Hey gang, sorry I'm been short with reports, but when I haven't been on the water, I've been making my transition to my new teaching digs at the University of Minnesota. Learn more about my transition from UWM to UMN here
The end run of summer begins this week. Time to get on the water. As we move into mid August look for fish in the usual
but watch for them to have periods of time where they feed actively. The
changes in the photocycle and the length of day will be evident to the
fish, and you can expect to see activity levels peak and ebb during each
day. The photocycle starts dominating fish activity this time of year.
Panfish are still holding in deeper water, and will continue to do so
for a couple of weeks. Look for them to suspend along weedlines in 12-22
feet of water, or to suspend over deeper sandgrass about 14-18 feet
down over 40-50 feet of water. Pine, Ashippun, Golden, School
Section, Okauchee, Garvin, and Lower Nashotah (RED HOT!) .
Largemouth will continue to come in using two primary patterns in the short term. On the (hot) sunny
days, you can find them around shallow docks, wood laydowns, slop and
scattered weed clumps. As the sun gets up, look for them to move
tighter to overhead cover, but here will be periods of time during the
day where their activity level will increase for a short spell. Be ready
to switch tactics as they switch on and off,
especially around transition areas and over flats where the topwater
bite can really be fantastic. Deeper fish will continue to use weededges
and points in 12-18 feet of water, or be suspended over deep water about
6-12 feet below the surface. Some fish are relating to rockbars in
5-12 feet of water as the crayfish move up for the late summer molt. Tube baits and skirted grubs are a great way to
target these fish. Okauchee, Oconomowoc, Pine, Lac Labelle and Moose
have all had active bites around rock/gravel areas. Some fish are still being
taken off the weedlines and off the weed flats by anglers flipping
around heavy cover on Okauchee, Kessus, and Golden.
Smallmouth are starting the early fall pattern of making 3 maybe 5 shallow foraging moves each day. When you
are contacting active fish in shallow water, the bite can be incredible.
Topwaters, including size 9 or 11 rapalas or poppers in natural
patterns can get you started, but be ready to switch to tubes, wacky, skirted
grubs or twister tails as the day progresses. When things are slower,
look for them to be just off the first major break in deeper water.

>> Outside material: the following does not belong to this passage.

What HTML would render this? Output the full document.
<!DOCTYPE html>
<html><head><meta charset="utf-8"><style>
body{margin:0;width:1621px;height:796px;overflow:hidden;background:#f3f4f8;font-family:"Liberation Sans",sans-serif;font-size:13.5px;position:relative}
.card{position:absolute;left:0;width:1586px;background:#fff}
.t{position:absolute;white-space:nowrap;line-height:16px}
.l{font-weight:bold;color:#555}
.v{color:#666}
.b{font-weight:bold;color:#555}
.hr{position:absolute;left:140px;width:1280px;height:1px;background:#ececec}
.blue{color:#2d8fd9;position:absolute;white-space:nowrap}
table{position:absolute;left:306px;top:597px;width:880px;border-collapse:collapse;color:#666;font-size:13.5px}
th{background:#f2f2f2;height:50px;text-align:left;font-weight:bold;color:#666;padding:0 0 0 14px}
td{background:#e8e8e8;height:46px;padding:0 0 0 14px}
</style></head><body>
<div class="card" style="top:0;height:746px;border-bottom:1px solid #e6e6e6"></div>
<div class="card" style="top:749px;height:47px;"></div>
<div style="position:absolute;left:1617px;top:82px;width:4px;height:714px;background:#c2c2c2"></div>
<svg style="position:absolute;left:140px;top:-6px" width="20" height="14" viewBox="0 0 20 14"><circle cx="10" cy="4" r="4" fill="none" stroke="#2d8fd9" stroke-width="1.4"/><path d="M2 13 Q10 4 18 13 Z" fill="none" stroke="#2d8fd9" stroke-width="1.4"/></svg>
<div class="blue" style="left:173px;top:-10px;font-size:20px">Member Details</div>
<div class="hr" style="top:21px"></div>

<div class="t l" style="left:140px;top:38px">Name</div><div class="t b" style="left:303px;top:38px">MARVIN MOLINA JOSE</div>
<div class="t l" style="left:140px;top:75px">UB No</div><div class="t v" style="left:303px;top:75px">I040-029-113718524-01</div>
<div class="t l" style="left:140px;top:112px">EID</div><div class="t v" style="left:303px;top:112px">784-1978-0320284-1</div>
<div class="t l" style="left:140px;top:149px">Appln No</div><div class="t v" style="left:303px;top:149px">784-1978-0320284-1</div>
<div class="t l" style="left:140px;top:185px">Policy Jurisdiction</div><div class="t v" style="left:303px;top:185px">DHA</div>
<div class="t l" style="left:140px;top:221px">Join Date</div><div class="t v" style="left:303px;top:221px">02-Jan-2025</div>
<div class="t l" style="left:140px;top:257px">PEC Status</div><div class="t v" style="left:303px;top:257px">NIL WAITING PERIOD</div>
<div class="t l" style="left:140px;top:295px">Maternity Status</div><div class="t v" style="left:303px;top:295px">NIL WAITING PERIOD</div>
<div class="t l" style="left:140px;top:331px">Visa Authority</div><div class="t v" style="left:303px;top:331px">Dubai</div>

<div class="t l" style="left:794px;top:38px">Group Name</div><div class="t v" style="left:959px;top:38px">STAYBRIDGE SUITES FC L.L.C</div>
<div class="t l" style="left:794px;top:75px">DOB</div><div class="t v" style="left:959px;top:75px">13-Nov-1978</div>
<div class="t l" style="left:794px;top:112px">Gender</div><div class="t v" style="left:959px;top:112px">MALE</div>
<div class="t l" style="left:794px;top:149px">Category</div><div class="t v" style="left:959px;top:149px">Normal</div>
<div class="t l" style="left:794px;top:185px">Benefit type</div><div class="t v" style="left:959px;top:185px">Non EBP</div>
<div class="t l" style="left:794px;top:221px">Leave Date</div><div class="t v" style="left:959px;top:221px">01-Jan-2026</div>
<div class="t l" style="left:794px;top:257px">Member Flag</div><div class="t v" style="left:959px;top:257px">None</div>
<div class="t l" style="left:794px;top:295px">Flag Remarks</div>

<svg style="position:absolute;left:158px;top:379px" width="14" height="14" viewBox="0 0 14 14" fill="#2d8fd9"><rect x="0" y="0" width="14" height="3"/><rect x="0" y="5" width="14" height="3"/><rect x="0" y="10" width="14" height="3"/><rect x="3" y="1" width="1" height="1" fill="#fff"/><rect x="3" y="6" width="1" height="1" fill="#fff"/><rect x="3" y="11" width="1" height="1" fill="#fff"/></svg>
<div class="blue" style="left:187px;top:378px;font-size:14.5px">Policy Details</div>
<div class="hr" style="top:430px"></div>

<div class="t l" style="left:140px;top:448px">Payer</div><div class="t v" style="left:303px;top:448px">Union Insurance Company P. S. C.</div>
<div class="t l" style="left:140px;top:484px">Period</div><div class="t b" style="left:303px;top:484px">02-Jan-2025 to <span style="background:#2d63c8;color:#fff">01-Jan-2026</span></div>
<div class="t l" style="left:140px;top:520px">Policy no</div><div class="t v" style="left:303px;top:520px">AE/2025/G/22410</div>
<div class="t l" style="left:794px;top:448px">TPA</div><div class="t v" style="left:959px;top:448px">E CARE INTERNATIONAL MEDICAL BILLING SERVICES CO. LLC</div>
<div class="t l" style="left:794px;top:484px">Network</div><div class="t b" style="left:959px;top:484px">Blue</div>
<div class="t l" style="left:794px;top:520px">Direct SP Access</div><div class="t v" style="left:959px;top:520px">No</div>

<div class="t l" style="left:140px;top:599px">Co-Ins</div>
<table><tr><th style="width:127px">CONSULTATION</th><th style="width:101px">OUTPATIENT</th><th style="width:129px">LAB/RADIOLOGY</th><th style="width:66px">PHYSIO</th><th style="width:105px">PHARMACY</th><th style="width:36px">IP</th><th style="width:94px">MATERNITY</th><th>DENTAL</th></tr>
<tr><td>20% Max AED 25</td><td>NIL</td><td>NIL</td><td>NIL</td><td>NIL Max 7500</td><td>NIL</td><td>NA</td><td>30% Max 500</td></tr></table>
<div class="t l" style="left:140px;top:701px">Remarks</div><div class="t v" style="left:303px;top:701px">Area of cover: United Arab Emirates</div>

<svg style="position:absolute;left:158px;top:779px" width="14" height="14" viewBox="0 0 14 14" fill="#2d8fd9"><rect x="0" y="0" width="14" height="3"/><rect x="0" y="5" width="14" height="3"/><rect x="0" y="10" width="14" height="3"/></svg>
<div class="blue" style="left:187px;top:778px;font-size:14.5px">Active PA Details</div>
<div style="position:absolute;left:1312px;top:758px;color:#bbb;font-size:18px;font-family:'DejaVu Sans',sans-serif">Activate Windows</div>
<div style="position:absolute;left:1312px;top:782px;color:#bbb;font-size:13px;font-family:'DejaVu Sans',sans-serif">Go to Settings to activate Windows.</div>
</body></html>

Crankbaits in white or chartreuse, spinners or live bait are better for
the deeper fish. Okauchee, North, Oconomowoc, and
Lac Labelle have been producing.
Walleyes will continue to hold in their summer patterns for another
couple of weeks, but they will quickly make a move to shallower weedy
areas as the baitfish move in for their fall spawning run. For now
jigging or backtrolling with live bait around weededges or drop-offs in
12-18 feet of water is a good place to start, and be ready to adjust to
deeper water on sunny days or shallower on cloudy or windy days. A few
fish are appearing on mid-lake structure but many are staging off
main-lake points, especially where there is bottom transitions from rock
to sand or from sand to muck. Trolling with bottom bouncers and
spinner harnesses or drifting with live bait rigs are great ways to
target these fish. North, Oconomowoc, Pike, Fox, Lake Koshkonong and Lac
Labelle lake have all been productive.
Northern pike activity has been slow and steady all summer, and I wouldn't expect
that to change. Smaller pike can almost always be found in shallow water
around weed clumps and inside weededges adjacent to rock
bars/shorelines. Larger pike can be taken trolling cranbkaits or
backtrolling live bait along deeper weed edges, especially in 12-20 feet
of water. Try Moose, Fox, Pretty, Kessus, Okauchee, Golden, Fowler
Garvin, School Section and Ashippun Lakes for pike.
Good Luck and Cheers.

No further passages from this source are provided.